(Front-end source files)
---

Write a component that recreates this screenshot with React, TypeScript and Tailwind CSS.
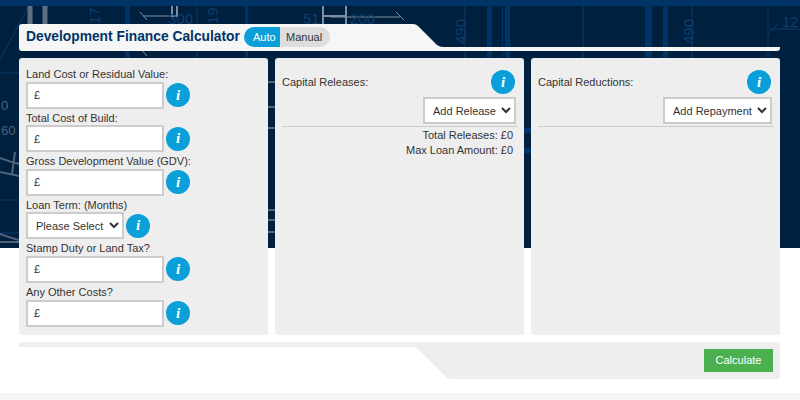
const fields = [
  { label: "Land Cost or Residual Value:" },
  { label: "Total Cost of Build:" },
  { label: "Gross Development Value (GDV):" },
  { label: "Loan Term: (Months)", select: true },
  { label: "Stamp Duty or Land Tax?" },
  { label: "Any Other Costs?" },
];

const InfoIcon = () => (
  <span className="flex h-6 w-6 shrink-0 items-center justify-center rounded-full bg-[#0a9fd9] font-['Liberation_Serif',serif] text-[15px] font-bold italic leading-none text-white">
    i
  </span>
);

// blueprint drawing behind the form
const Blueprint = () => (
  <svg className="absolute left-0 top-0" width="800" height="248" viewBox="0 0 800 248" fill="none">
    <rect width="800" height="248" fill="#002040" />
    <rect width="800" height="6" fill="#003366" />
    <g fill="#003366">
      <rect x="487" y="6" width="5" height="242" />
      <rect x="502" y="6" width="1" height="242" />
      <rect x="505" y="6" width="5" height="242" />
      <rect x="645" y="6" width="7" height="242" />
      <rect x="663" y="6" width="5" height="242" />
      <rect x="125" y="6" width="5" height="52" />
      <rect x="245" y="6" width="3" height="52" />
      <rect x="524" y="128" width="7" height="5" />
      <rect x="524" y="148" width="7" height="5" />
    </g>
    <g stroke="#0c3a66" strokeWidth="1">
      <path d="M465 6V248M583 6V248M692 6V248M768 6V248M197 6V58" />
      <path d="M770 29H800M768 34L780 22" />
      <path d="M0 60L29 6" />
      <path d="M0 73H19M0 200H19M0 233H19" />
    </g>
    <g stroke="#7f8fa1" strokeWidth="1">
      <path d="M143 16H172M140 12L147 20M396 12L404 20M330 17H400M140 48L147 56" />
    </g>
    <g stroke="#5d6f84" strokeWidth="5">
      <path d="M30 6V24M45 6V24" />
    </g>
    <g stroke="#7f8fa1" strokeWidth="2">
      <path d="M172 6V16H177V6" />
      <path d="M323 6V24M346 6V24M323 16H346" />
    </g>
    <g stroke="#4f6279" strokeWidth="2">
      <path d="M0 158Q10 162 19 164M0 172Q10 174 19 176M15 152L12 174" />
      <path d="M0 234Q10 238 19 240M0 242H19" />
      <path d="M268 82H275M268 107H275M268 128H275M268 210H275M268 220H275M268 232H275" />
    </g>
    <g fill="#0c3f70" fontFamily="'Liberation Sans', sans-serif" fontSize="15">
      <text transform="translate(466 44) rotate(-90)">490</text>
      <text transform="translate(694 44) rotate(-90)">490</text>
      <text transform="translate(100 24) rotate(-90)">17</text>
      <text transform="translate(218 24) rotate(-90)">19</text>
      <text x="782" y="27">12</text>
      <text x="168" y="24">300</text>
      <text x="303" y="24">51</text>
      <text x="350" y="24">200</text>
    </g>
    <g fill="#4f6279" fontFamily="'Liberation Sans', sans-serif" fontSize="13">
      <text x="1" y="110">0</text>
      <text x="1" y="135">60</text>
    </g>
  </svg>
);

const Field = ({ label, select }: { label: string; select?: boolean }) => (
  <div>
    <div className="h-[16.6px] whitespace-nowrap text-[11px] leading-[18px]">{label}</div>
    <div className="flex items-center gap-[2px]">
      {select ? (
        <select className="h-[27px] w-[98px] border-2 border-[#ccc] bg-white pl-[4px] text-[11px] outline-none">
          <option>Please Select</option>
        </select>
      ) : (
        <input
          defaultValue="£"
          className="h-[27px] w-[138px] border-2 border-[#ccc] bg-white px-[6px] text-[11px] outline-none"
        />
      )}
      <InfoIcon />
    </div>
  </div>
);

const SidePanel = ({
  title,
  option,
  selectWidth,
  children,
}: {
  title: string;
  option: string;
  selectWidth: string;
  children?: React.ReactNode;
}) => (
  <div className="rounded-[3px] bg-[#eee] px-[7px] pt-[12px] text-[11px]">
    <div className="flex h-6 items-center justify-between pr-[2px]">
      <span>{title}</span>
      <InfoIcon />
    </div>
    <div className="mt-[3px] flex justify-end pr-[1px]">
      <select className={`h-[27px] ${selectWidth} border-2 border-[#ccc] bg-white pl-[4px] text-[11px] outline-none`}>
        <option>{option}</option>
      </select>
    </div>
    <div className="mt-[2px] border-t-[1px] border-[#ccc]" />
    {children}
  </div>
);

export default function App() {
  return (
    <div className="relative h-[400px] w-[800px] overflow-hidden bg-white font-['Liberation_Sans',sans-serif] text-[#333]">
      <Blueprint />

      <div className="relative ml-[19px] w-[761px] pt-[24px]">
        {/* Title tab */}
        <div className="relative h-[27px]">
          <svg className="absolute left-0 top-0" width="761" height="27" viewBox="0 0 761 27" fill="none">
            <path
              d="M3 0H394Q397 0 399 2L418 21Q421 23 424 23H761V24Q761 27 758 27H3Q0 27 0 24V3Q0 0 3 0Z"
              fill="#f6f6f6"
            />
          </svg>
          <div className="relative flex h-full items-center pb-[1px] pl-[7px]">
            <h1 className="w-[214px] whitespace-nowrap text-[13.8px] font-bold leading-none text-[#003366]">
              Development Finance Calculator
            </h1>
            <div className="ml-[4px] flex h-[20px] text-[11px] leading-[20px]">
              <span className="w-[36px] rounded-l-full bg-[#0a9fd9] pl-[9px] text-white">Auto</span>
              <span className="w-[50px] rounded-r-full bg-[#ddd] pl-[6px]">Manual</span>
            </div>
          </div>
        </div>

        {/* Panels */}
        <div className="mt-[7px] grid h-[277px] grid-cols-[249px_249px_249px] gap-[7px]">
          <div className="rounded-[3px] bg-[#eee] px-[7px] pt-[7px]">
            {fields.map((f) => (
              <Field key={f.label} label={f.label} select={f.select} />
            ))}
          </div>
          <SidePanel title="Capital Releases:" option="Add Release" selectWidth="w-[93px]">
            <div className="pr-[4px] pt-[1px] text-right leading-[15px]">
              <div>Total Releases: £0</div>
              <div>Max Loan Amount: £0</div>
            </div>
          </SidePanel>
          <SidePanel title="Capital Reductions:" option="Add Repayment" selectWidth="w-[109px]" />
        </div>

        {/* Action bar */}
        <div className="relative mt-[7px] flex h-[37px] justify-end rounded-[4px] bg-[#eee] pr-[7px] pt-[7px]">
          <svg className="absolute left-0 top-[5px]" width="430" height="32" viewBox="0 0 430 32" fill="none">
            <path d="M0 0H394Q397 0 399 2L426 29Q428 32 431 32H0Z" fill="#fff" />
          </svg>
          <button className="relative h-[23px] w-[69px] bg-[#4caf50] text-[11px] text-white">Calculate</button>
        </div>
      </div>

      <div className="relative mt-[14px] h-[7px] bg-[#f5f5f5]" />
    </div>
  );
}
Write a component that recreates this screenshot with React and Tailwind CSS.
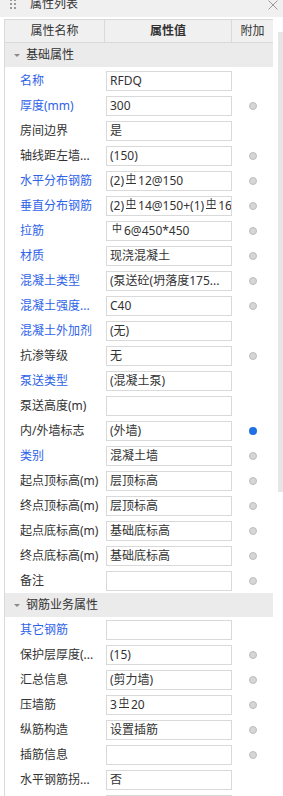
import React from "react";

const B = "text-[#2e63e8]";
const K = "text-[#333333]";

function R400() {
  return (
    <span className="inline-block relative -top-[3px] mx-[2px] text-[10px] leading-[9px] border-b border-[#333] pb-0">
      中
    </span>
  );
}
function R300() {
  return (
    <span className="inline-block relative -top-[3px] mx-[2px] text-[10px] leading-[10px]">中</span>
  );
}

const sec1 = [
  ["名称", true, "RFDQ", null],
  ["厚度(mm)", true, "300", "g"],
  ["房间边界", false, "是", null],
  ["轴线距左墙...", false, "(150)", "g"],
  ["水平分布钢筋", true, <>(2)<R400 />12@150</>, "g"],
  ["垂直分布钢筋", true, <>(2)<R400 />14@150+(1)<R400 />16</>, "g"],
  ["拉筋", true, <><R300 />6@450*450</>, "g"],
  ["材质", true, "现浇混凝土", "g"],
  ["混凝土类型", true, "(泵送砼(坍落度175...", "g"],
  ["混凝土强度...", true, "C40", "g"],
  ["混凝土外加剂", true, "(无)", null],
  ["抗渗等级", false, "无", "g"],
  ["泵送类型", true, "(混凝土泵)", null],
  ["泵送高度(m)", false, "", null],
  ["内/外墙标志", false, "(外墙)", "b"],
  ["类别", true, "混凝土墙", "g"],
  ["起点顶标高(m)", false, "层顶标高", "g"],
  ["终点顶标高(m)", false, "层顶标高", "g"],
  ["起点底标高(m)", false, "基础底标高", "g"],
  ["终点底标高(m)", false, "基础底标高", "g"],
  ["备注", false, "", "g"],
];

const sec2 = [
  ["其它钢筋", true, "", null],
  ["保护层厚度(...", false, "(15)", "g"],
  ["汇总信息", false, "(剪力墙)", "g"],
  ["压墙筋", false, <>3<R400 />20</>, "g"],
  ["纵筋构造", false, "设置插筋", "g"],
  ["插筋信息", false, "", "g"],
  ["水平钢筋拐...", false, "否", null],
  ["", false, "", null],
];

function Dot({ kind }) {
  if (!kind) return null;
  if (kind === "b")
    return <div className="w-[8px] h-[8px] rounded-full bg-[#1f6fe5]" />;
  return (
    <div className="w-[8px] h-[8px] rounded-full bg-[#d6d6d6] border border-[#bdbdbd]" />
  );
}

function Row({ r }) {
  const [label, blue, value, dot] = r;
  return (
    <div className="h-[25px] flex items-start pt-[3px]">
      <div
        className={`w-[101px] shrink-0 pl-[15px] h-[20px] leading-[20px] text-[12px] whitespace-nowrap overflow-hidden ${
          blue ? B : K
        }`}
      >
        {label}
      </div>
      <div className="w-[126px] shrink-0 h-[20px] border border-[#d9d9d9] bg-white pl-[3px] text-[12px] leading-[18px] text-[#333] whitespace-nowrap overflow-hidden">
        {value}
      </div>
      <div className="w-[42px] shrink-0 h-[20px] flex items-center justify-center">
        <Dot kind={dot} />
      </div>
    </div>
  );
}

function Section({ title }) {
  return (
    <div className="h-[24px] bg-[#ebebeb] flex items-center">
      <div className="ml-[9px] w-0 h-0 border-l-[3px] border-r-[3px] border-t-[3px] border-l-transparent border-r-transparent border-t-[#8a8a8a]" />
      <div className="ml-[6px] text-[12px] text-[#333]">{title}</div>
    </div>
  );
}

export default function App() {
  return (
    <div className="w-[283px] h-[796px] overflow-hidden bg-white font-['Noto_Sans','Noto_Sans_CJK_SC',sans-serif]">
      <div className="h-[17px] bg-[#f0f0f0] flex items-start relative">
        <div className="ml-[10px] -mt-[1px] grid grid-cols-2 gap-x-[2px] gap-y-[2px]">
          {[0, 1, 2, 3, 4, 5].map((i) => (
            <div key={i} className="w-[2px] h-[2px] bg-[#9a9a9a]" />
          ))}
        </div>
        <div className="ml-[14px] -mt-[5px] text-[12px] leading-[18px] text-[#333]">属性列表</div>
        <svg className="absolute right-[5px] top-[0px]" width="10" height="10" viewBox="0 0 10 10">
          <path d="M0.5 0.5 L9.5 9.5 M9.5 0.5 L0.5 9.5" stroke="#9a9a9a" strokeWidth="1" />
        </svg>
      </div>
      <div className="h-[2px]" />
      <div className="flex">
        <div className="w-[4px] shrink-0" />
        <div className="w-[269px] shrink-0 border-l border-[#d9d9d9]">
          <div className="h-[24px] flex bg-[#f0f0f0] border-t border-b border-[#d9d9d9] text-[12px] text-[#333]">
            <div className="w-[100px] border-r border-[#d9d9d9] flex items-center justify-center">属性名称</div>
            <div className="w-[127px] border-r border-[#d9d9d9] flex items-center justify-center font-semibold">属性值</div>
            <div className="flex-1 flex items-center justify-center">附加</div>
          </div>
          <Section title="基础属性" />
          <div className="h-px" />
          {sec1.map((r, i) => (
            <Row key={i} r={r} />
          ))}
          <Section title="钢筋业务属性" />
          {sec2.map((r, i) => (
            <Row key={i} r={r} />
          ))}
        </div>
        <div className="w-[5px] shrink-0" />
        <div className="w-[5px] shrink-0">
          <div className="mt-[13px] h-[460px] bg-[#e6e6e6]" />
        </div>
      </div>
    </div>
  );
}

---

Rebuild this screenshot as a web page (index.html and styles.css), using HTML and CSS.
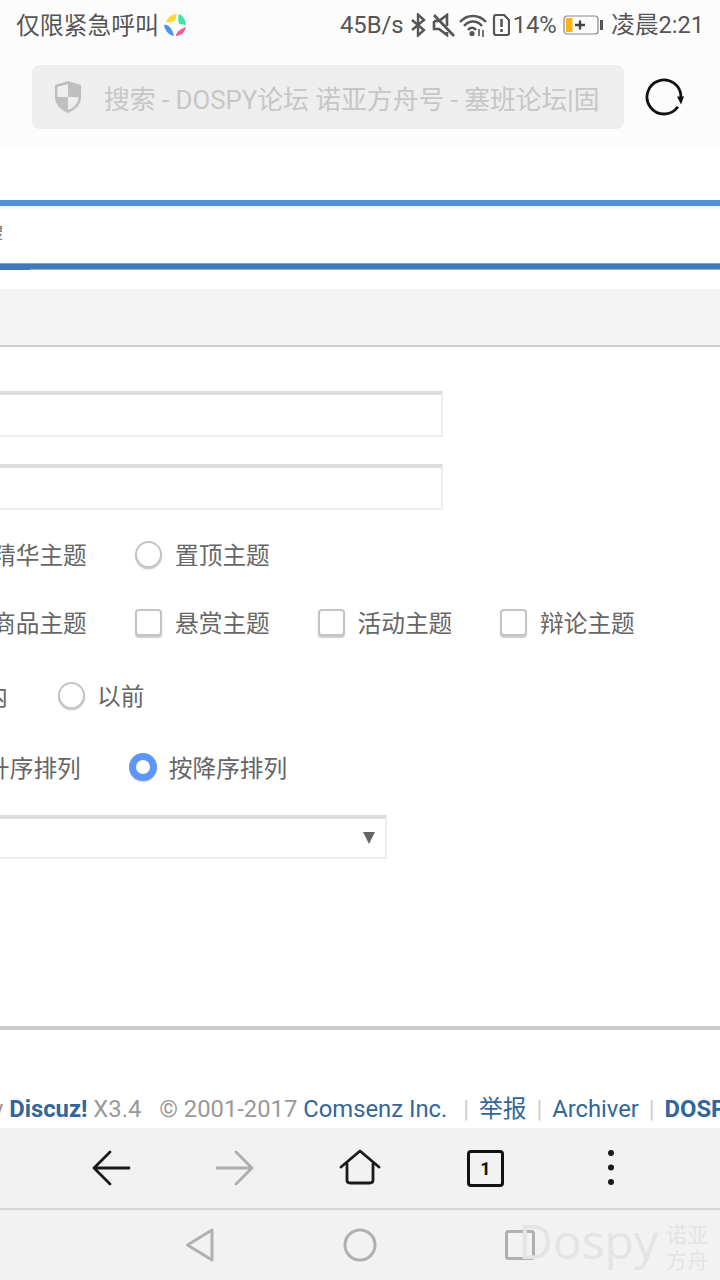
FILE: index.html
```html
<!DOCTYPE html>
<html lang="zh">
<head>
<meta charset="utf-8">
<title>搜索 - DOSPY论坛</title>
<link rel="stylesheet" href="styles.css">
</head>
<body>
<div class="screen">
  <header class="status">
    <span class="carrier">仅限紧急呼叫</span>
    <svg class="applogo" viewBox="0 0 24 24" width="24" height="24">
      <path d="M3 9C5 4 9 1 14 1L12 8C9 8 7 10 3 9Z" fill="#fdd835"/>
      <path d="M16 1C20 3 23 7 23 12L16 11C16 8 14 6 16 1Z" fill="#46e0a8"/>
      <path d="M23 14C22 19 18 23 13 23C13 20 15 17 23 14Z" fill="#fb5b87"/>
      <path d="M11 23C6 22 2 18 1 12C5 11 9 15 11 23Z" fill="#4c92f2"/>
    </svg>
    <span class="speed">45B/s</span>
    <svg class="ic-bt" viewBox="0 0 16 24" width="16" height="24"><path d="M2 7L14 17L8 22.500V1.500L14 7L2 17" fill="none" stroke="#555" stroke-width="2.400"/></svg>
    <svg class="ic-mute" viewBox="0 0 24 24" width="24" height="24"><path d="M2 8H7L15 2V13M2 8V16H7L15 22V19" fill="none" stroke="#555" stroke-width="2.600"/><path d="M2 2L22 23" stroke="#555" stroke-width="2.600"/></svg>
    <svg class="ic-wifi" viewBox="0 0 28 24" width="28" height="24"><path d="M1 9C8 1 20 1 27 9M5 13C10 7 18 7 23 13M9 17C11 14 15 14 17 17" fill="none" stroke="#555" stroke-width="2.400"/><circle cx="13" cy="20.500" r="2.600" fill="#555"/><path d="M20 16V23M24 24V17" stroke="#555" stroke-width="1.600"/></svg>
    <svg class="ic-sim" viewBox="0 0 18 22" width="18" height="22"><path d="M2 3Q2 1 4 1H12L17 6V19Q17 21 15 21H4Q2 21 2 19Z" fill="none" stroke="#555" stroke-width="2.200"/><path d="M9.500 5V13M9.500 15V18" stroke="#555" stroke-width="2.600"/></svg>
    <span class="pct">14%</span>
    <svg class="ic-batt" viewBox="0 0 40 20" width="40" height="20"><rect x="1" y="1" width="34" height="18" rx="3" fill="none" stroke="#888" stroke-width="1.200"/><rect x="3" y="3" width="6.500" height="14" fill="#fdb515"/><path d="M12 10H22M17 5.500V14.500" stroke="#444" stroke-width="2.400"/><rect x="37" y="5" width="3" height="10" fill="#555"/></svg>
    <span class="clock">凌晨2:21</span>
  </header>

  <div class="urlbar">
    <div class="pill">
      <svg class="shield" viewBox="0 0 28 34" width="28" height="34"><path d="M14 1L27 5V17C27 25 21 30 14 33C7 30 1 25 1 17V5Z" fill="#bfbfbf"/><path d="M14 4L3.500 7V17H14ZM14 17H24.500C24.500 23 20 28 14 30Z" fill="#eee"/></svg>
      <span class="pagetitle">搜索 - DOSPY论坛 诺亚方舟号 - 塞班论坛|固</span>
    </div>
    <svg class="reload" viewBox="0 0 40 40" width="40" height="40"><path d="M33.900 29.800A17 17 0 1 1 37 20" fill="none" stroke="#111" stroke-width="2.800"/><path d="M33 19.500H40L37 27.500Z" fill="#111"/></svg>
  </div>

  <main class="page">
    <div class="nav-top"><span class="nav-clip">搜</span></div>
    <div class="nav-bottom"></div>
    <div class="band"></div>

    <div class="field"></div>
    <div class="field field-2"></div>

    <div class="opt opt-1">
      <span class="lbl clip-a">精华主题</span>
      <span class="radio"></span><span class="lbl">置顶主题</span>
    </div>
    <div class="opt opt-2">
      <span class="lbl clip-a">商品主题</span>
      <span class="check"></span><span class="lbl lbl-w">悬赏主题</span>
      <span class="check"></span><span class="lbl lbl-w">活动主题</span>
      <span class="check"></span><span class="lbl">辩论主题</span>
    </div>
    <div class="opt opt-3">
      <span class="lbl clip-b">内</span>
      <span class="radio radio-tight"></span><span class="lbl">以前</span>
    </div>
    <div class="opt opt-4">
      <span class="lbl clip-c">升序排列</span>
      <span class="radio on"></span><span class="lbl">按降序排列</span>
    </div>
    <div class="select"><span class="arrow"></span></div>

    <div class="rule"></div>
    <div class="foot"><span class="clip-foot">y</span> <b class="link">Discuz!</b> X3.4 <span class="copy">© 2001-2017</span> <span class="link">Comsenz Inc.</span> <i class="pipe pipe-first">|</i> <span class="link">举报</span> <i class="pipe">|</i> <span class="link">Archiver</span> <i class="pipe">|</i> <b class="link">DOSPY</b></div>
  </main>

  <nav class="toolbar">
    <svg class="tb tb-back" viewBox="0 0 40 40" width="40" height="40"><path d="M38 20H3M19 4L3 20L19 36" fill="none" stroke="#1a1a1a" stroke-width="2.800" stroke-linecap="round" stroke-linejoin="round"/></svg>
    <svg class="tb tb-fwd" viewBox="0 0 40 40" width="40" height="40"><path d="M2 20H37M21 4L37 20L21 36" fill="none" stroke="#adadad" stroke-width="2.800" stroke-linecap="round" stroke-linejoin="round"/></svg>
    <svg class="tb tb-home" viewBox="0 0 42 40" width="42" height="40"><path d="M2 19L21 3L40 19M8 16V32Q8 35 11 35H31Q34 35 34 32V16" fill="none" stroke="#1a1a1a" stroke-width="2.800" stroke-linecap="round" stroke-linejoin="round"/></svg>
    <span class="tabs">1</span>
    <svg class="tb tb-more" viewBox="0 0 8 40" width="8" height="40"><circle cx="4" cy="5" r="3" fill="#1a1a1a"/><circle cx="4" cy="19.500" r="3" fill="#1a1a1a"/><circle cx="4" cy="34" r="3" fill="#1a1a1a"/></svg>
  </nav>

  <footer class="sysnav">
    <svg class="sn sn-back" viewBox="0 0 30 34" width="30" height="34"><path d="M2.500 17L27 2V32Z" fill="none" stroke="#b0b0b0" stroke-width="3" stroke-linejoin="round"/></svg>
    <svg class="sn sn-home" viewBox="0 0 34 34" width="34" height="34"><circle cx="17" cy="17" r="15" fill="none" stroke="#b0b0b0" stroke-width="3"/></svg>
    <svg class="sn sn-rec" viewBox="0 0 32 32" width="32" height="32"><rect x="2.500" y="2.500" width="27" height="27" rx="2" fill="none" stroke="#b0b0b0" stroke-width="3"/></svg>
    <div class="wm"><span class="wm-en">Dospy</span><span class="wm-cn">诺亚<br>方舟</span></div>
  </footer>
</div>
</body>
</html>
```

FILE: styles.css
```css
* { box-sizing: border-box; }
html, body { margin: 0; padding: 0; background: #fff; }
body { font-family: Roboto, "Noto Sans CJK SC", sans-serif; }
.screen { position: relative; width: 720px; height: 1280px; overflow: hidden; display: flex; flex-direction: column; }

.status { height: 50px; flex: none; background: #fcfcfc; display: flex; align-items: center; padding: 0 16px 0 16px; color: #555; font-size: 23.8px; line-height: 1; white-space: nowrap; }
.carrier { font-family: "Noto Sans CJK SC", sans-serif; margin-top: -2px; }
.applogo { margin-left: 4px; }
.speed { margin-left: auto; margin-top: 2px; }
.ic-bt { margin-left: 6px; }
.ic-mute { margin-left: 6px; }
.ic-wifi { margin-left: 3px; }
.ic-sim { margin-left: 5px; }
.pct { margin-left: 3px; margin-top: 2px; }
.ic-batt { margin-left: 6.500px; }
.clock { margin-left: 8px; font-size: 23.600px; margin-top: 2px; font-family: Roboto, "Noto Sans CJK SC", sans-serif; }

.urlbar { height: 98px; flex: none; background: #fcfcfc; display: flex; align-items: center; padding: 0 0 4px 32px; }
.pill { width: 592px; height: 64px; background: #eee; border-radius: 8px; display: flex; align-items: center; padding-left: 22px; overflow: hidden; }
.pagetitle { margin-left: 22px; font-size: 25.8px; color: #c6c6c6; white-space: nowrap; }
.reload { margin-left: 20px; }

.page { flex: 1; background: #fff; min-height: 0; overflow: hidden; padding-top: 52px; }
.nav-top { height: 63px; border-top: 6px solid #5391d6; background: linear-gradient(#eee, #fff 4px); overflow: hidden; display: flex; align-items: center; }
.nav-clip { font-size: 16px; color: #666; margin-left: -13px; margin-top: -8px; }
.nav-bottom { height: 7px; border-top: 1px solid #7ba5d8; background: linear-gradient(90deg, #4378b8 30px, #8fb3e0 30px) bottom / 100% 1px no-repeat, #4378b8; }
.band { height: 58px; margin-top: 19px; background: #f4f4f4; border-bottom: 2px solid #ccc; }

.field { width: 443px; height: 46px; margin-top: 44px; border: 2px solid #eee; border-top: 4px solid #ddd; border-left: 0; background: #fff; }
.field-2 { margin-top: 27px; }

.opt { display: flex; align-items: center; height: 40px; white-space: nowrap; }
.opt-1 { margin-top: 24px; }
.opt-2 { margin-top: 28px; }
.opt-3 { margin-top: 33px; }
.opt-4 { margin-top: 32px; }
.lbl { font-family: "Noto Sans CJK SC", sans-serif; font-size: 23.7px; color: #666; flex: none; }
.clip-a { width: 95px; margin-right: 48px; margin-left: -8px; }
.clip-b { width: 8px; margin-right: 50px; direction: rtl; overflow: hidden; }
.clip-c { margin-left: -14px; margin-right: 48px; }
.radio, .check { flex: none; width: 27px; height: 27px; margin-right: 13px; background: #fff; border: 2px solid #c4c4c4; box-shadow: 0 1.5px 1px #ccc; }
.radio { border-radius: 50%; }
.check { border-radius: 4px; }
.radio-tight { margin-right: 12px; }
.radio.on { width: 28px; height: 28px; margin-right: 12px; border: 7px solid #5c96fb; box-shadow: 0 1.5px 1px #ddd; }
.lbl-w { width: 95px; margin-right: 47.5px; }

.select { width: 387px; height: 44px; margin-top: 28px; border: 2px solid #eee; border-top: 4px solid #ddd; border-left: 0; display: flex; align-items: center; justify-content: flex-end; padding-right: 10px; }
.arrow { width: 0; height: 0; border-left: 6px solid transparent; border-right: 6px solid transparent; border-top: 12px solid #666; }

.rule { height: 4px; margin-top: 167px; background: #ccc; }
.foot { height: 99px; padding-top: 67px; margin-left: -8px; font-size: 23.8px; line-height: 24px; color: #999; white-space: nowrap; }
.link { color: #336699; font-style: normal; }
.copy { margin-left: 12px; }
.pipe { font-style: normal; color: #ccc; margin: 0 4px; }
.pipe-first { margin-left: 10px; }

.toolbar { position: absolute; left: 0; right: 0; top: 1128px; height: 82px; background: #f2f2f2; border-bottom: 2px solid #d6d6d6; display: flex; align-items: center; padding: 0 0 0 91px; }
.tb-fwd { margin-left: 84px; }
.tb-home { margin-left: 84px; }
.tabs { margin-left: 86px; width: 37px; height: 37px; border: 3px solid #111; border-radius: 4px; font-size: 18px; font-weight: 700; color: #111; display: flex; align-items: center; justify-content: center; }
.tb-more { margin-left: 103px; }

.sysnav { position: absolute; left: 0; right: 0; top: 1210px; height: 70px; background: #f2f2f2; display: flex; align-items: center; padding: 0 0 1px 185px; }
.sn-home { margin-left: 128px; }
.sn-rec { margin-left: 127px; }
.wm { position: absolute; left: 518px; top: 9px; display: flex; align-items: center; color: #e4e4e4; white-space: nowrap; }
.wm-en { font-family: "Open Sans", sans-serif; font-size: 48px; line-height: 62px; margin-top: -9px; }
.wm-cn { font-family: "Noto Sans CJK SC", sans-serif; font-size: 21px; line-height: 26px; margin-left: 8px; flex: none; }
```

---

(Exercise instructions)
Gather each line from the listing above that holds "styles".

(Exercise output)
Rebuild this screenshot as a web page (index.html and styles.css), using HTML and CSS.
<link rel="stylesheet" href="styles.css">
FILE: styles.css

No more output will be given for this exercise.